It's been awhile since I actually gave birth to a human being, but I remember the process. And as I labor through getting these proposals out of my head and into the light of day, I am struck by the parallels, even though at this moment giving birth seems the easier task.
Both processes start with a tiny piece of raw material provided by you and fertilized by another source (i.e. the father or in the case of a book, all the information and details you've absorbed from the world around you.) Tucked safely away in the womb or in the head, the baby or the idea grows, taking additional nutrients and creating interesting side effects for the "host." With a baby, you have fatigue, tender breasts, backaches. Hormones going catawampus. Too many tears, odd cravings, water retention --
Okay, some of those side effects fit "hosting" a book idea as well. Add distraction, talking to yourself, laying awake at night hearing voices inside your head -- oh, I see the difference. With a baby, the side effects are physical and emotional. With a book, you're actually showing signs of psychosis. Hm -- that explains a lot.

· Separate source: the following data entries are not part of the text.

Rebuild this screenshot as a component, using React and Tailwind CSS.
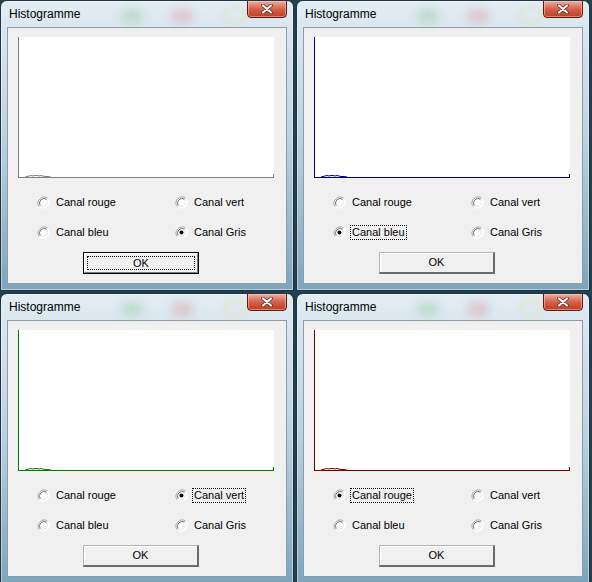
import React from "react";

const windows = [
  { color: "#808080", selected: "gris", focus: "ok" },
  { color: "#000080", selected: "bleu", focus: "bleu" },
  { color: "#008000", selected: "vert", focus: "vert" },
  { color: "#800000", selected: "rouge", focus: "rouge" },
];

const options = [
  { id: "rouge", label: "Canal rouge" },
  { id: "vert", label: "Canal vert" },
  { id: "bleu", label: "Canal bleu" },
  { id: "gris", label: "Canal Gris" },
];

function Radio({ checked }) {
  return (
    <svg width="13" height="13" viewBox="0 0 13 13" className="shrink-0">
      <circle cx="6.5" cy="6.5" r="6" fill="#ffffff" />
      <path d="M2.3 10.7 A6 6 0 0 1 10.7 2.3" fill="none" stroke="#a0a0a0" strokeWidth="1" />
      <path d="M3.3 9.7 A4.6 4.6 0 0 1 9.7 3.3" fill="none" stroke="#6b6b6b" strokeWidth="1" />
      <path d="M10.7 2.3 A6 6 0 0 1 2.3 10.7" fill="none" stroke="#ffffff" strokeWidth="1" />
      <path d="M9.7 3.3 A4.6 4.6 0 0 1 3.3 9.7" fill="none" stroke="#e3e3e3" strokeWidth="1" />
      {checked && <circle cx="6.5" cy="6.5" r="2" fill="#000000" />}
    </svg>
  );
}

function Histogram({ color }) {
  return (
    <svg width="256" height="141" viewBox="0 0 256 141" className="block bg-white">
      <line x1="0.5" y1="0" x2="0.5" y2="141" stroke={color} strokeWidth="1" />
      <line x1="0" y1="140.5" x2="256" y2="140.5" stroke={color} strokeWidth="1" />
      <line x1="255.5" y1="137" x2="255.5" y2="141" stroke={color} strokeWidth="1" />
      <polyline
        points="7,140 9,139.5 11,139 13,138.5 15,139 17,138.5 19,138.5 21,139 23,138.5 25,139 27,139.5 30,139.5 33,140"
        fill="none"
        stroke={color}
        strokeWidth="1"
      />
    </svg>
  );
}

function CloseButton() {
  return (
    <div className="absolute right-[6px] top-[-1px] flex h-[18px] w-[40px] items-center justify-center rounded-b-[4px] border border-[#5a1a10] bg-gradient-to-b from-[#eab0a2] via-[#d4604a] to-[#c33a20] shadow-[inset_0_0_0_1px_rgba(255,210,200,0.5)]">
      <svg width="12" height="10" viewBox="0 0 12 10">
        <path d="M2 1.5 L10 8.5 M10 1.5 L2 8.5" stroke="#5a2218" strokeWidth="3.6" strokeLinecap="round" />
        <path d="M2 1.5 L10 8.5 M10 1.5 L2 8.5" stroke="#ffffff" strokeWidth="2.2" strokeLinecap="round" />
      </svg>
    </div>
  );
}

function OkButton({ focused }) {
  if (focused) {
    return (
      <div className="ml-[75px] mt-[12px] h-[22px] w-[116px] border border-black">
        <div className="flex h-full w-full items-center justify-center border-t border-l border-t-white border-l-white border-b border-r border-b-[#7a7a7a] border-r-[#7a7a7a] bg-[#f0f0f0] p-[2px]">
          <div className="flex h-full w-full items-center justify-center border border-dotted border-black text-[11px] leading-none">
            OK
          </div>
        </div>
      </div>
    );
  }
  return (
    <div className="ml-[75px] mt-[12px] flex h-[22px] w-[116px] items-center justify-center border-t border-l border-t-[#b4b4b4] border-l-[#b4b4b4] border-b-2 border-r-2 border-b-[#6b6b6b] border-r-[#6b6b6b] bg-[#f0f0f0] text-[11px] leading-none shadow-[inset_1px_1px_0_#ffffff]">
      OK
    </div>
  );
}

function HistoWindow({ color, selected, focus }) {
  return (
    <div className="relative flex h-[291px] w-[294px] flex-col overflow-hidden rounded-t-[7px] border border-[#1c3546] bg-gradient-to-b from-[#e2ecf3] via-[#b9d0de] to-[#7ea5bb] shadow-[inset_0_0_0_1px_rgba(255,255,255,0.45)]">
      <div className="pointer-events-none absolute left-[120px] top-[8px] h-[14px] w-[22px] rounded-full bg-[#7fc48a] opacity-35 blur-[5px]" />
      <div className="pointer-events-none absolute left-[170px] top-[8px] h-[14px] w-[22px] rounded-full bg-[#d98a8a] opacity-35 blur-[5px]" />
      <div className="pointer-events-none absolute left-[222px] top-[5px] h-[18px] w-[24px] rounded-full border-[3px] border-[#e8e0a0] opacity-40 blur-[2px]" />
      <div className="relative flex h-[26px] shrink-0 items-center pl-[8px] text-[12px] text-black">
        Histogramme
      </div>
      <CloseButton />
      <div className="mx-[6px] mb-[6px] flex flex-1 flex-col border border-[#8b9caa] bg-[#f0f0f0] text-black">
        <div className="ml-[10px] mt-[9px]">
          <Histogram color={color} />
        </div>
        <div className="ml-[29px] mt-[16px] grid grid-cols-[138px_auto] gap-y-[14px]">
          {options.map((o) => (
            <div key={o.id} className="flex h-[16px] items-center gap-[4px]">
              <Radio checked={selected === o.id} />
              <span
                className={
                  focus === o.id
                    ? "border border-dotted border-black px-[1px] text-[11px] leading-[13px]"
                    : "border border-transparent px-[1px] text-[11px] leading-[13px]"
                }
              >
                {o.label}
              </span>
            </div>
          ))}
        </div>
        <OkButton focused={focus === "ok"} />
      </div>
    </div>
  );
}

export default function App() {
  return (
    <div
      className="h-[582px] w-[592px] overflow-hidden bg-[#23404f]"
      style={{ fontFamily: '"Liberation Sans", Arial, sans-serif' }}
    >
      <div className="grid grid-cols-[294px_294px] gap-x-[2px] gap-y-[2px]">
        {windows.map((w, i) => (
          <HistoWindow key={i} {...w} />
        ))}
      </div>
    </div>
  );
}
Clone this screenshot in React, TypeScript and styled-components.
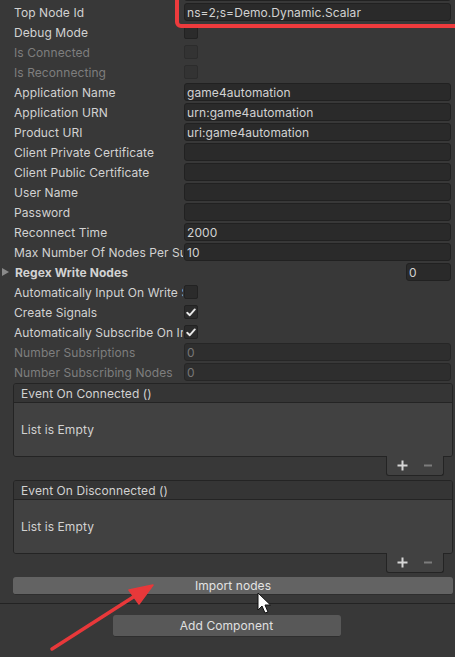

Time passes. In pregnancy, the body does most the work with or without commitment from the mother. In fact, the mother can pretend the whole thing isn't happening if she wants and it will happen anyway. But with a book, there's no slacking off. Every little twist and turn is its own small birth, and in any book, let alone a mystery, there are many twists and turns. You have to be on deck for a million decisions, like a foreman at a construction site who can't go inside the trailer, put up his feet and suck down coffee all day. Like a director at a play during the first run through. Like a million other jobs that demand someone be in charge, day or night, rain or shine, no rest for the wicked.
I am currently having twins. And because I have alerted the powers that be in my corner of the publishing world, there is a feeling of inevitability about this. In other words, just like their human counterparts, these books will germinate, come to full term and be born. And then, like their human counterparts, they will need nurturing. They will do the literary equivalent of messing diapers and demanding two a.m. feedings before eventually struggling to their feet and walking a few steps before breaking a lamp. Then they will open the back door and race into the yard. They'll climb trees while I beg them to stop. They'll start dating and maybe have a minor run in with the law which I'll have to bail them out of. Eventually, they'll take one last step into maturity, be full blown gown-ups with a future that is out of my hands and I'll send them forth, kind of like giving birth again. I'll wipe away a tear or two of pride mixed with relief as they disappear from my sight.
And then I'll probably do it all over again, because just like a real pregnancy and birth, the end result will diminish the sometimes painful experience of producing the end product.
I don't have an exercise for you to do or even a lot of pithy questions but comments about your own "birthing" experiences would help distract me from my current overwhelmed state and would be most appreciated. Maybe you've discovered something that makes this easier. Do tell.